__WHAT IS BEING ASKED__.
Leave the pictures out, and retype all of the material exactly as written.

====== AVAILABLE DATA ======

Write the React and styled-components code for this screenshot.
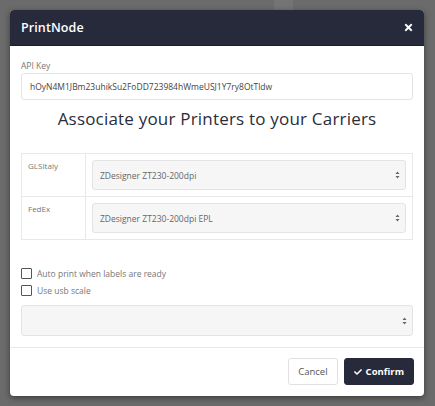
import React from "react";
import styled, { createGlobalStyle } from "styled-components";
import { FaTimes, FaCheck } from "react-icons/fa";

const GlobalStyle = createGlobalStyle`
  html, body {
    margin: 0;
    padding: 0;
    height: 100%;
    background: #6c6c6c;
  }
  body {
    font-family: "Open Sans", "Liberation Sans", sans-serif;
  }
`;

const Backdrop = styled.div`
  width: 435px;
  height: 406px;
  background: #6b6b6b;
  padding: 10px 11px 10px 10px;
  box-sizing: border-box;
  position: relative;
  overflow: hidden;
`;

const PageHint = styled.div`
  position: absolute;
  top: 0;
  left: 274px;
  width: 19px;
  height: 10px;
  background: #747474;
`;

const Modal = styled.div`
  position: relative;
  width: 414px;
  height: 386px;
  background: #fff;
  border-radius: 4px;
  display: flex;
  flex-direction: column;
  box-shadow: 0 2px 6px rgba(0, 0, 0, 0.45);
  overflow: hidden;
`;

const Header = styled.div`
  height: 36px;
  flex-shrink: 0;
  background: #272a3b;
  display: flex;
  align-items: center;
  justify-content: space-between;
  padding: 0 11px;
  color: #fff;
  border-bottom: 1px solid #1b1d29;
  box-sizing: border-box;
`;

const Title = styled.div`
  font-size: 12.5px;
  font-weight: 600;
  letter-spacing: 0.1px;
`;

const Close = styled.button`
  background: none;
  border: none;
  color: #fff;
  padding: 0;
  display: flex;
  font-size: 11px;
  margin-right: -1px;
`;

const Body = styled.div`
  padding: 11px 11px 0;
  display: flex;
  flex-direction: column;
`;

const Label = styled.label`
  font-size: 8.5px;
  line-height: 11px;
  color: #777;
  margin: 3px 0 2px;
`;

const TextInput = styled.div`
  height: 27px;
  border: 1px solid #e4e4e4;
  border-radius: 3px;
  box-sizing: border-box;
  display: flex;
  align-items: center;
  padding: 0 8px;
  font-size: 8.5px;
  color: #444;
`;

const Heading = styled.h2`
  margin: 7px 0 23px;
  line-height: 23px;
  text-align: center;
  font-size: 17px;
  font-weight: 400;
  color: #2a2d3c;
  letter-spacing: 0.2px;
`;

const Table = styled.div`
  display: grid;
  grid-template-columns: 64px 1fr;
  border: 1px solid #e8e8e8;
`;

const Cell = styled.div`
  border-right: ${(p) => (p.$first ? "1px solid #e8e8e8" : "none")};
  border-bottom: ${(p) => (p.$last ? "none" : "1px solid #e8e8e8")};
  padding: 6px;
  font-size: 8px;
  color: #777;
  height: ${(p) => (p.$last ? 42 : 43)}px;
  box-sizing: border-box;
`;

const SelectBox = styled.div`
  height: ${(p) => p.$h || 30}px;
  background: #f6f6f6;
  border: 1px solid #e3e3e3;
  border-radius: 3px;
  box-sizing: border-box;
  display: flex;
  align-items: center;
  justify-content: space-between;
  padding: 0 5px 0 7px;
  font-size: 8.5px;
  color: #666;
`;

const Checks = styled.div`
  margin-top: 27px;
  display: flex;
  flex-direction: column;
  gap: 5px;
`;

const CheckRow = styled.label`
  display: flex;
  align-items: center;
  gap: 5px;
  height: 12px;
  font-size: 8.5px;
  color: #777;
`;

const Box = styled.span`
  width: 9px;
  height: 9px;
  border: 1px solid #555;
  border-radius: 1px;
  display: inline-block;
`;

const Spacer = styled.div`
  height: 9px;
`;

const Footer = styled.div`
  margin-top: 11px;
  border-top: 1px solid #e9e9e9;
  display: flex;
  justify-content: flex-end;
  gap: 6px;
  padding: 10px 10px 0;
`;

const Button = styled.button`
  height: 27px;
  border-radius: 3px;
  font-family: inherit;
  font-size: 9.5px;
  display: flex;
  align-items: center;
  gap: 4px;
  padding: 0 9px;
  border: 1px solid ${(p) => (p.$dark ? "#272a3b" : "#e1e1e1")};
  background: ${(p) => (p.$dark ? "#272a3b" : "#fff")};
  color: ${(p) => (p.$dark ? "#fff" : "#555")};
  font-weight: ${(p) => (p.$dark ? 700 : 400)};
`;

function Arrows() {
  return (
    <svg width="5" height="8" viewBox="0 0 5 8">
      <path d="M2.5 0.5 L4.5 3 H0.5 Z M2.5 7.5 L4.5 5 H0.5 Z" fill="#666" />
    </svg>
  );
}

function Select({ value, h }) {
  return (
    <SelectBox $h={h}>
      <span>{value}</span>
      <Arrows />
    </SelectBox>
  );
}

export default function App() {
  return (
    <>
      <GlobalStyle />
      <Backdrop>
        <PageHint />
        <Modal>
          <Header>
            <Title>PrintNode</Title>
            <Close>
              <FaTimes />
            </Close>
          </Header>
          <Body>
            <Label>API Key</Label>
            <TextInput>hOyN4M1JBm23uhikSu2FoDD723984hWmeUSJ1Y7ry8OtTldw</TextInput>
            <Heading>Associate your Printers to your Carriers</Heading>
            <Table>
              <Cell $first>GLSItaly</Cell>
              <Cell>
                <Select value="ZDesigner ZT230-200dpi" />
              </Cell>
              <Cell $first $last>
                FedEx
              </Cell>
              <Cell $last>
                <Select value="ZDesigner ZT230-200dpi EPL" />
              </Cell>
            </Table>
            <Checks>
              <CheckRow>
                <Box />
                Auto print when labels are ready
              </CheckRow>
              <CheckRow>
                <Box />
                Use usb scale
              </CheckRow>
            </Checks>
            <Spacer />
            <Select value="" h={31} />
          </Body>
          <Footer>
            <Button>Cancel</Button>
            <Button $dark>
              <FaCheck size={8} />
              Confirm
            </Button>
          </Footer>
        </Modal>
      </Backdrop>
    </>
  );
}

======

__IN RESPONSE__.
Write the React and styled-components code for this screenshot.
import React from "react";
import styled, { createGlobalStyle } from "styled-components";
import { FaTimes, FaCheck } from "react-icons/fa";

const GlobalStyle = createGlobalStyle`
  html, body {
    margin: 0;
    padding: 0;
    height: 100%;
    background: #6c6c6c;
  }
  body {
    font-family: "Open Sans", "Liberation Sans", sans-serif;
  }
`;

const Backdrop = styled.div`
  width: 435px;
  height: 406px;
  background: #6b6b6b;
  padding: 10px 11px 10px 10px;
  box-sizing: border-box;
  position: relative;
  overflow: hidden;
`;

const PageHint = styled.div`
  position: absolute;
  top: 0;
  left: 274px;
  width: 19px;
  height: 10px;
  background: #747474;
`;

const Modal = styled.div`
  position: relative;
  width: 414px;
  height: 386px;
  background: #fff;
  border-radius: 4px;
  display: flex;
  flex-direction: column;
  box-shadow: 0 2px 6px rgba(0, 0, 0, 0.45);
  overflow: hidden;
`;

const Header = styled.div`
  height: 36px;
  flex-shrink: 0;
  background: #272a3b;
  display: flex;
  align-items: center;
  justify-content: space-between;
  padding: 0 11px;
  color: #fff;
  border-bottom: 1px solid #1b1d29;
  box-sizing: border-box;
`;

const Title = styled.div`
  font-size: 12.5px;
  font-weight: 600;
  letter-spacing: 0.1px;
`;

const Close = styled.button`
  background: none;
  border: none;
  color: #fff;
  padding: 0;
  display: flex;
  font-size: 11px;
  margin-right: -1px;
`;

const Body = styled.div`
  padding: 11px 11px 0;
  display: flex;
  flex-direction: column;
`;

const Label = styled.label`
  font-size: 8.5px;
  line-height: 11px;
  color: #777;
  margin: 3px 0 2px;
`;

const TextInput = styled.div`
  height: 27px;
  border: 1px solid #e4e4e4;
  border-radius: 3px;
  box-sizing: border-box;
  display: flex;
  align-items: center;
  padding: 0 8px;
  font-size: 8.5px;
  color: #444;
`;

const Heading = styled.h2`
  margin: 7px 0 23px;
  line-height: 23px;
  text-align: center;
  font-size: 17px;
  font-weight: 400;
  color: #2a2d3c;
  letter-spacing: 0.2px;
`;

const Table = styled.div`
  display: grid;
  grid-template-columns: 64px 1fr;
  border: 1px solid #e8e8e8;
`;

const Cell = styled.div`
  border-right: ${(p) => (p.$first ? "1px solid #e8e8e8" : "none")};
  border-bottom: ${(p) => (p.$last ? "none" : "1px solid #e8e8e8")};
  padding: 6px;
  font-size: 8px;
  color: #777;
  height: ${(p) => (p.$last ? 42 : 43)}px;
  box-sizing: border-box;
`;

const SelectBox = styled.div`
  height: ${(p) => p.$h || 30}px;
  background: #f6f6f6;
  border: 1px solid #e3e3e3;
  border-radius: 3px;
  box-sizing: border-box;
  display: flex;
  align-items: center;
  justify-content: space-between;
  padding: 0 5px 0 7px;
  font-size: 8.5px;
  color: #666;
`;

const Checks = styled.div`
  margin-top: 27px;
  display: flex;
  flex-direction: column;
  gap: 5px;
`;

const CheckRow = styled.label`
  display: flex;
  align-items: center;
  gap: 5px;
  height: 12px;
  font-size: 8.5px;
  color: #777;
`;

const Box = styled.span`
  width: 9px;
  height: 9px;
  border: 1px solid #555;
  border-radius: 1px;
  display: inline-block;
`;

const Spacer = styled.div`
  height: 9px;
`;

const Footer = styled.div`
  margin-top: 11px;
  border-top: 1px solid #e9e9e9;
  display: flex;
  justify-content: flex-end;
  gap: 6px;
  padding: 10px 10px 0;
`;

const Button = styled.button`
  height: 27px;
  border-radius: 3px;
  font-family: inherit;
  font-size: 9.5px;
  display: flex;
  align-items: center;
  gap: 4px;
  padding: 0 9px;
  border: 1px solid ${(p) => (p.$dark ? "#272a3b" : "#e1e1e1")};
  background: ${(p) => (p.$dark ? "#272a3b" : "#fff")};
  color: ${(p) => (p.$dark ? "#fff" : "#555")};
  font-weight: ${(p) => (p.$dark ? 700 : 400)};
`;

function Arrows() {
  return (
    <svg width="5" height="8" viewBox="0 0 5 8">
      <path d="M2.5 0.5 L4.5 3 H0.5 Z M2.5 7.5 L4.5 5 H0.5 Z" fill="#666" />
    </svg>
  );
}

function Select({ value, h }) {
  return (
    <SelectBox $h={h}>
      <span>{value}</span>
      <Arrows />
    </SelectBox>
  );
}

export default function App() {
  return (
    <>
      <GlobalStyle />
      <Backdrop>
        <PageHint />
        <Modal>
          <Header>
            <Title>PrintNode</Title>
            <Close>
              <FaTimes />
            </Close>
          </Header>
          <Body>
            <Label>API Key</Label>
            <TextInput>hOyN4M1JBm23uhikSu2FoDD723984hWmeUSJ1Y7ry8OtTldw</TextInput>
            <Heading>Associate your Printers to your Carriers</Heading>
            <Table>
              <Cell $first>GLSItaly</Cell>
              <Cell>
                <Select value="ZDesigner ZT230-200dpi" />
              </Cell>
              <Cell $first $last>
                FedEx
              </Cell>
              <Cell $last>
                <Select value="ZDesigner ZT230-200dpi EPL" />
              </Cell>
            </Table>
            <Checks>
              <CheckRow>
                <Box />
                Auto print when labels are ready
              </CheckRow>
              <CheckRow>
                <Box />
                Use usb scale
              </CheckRow>
            </Checks>
            <Spacer />
            <Select value="" h={31} />
          </Body>
          <Footer>
            <Button>Cancel</Button>
            <Button $dark>
              <FaCheck size={8} />
              Confirm
            </Button>
          </Footer>
        </Modal>
      </Backdrop>
    </>
  );
}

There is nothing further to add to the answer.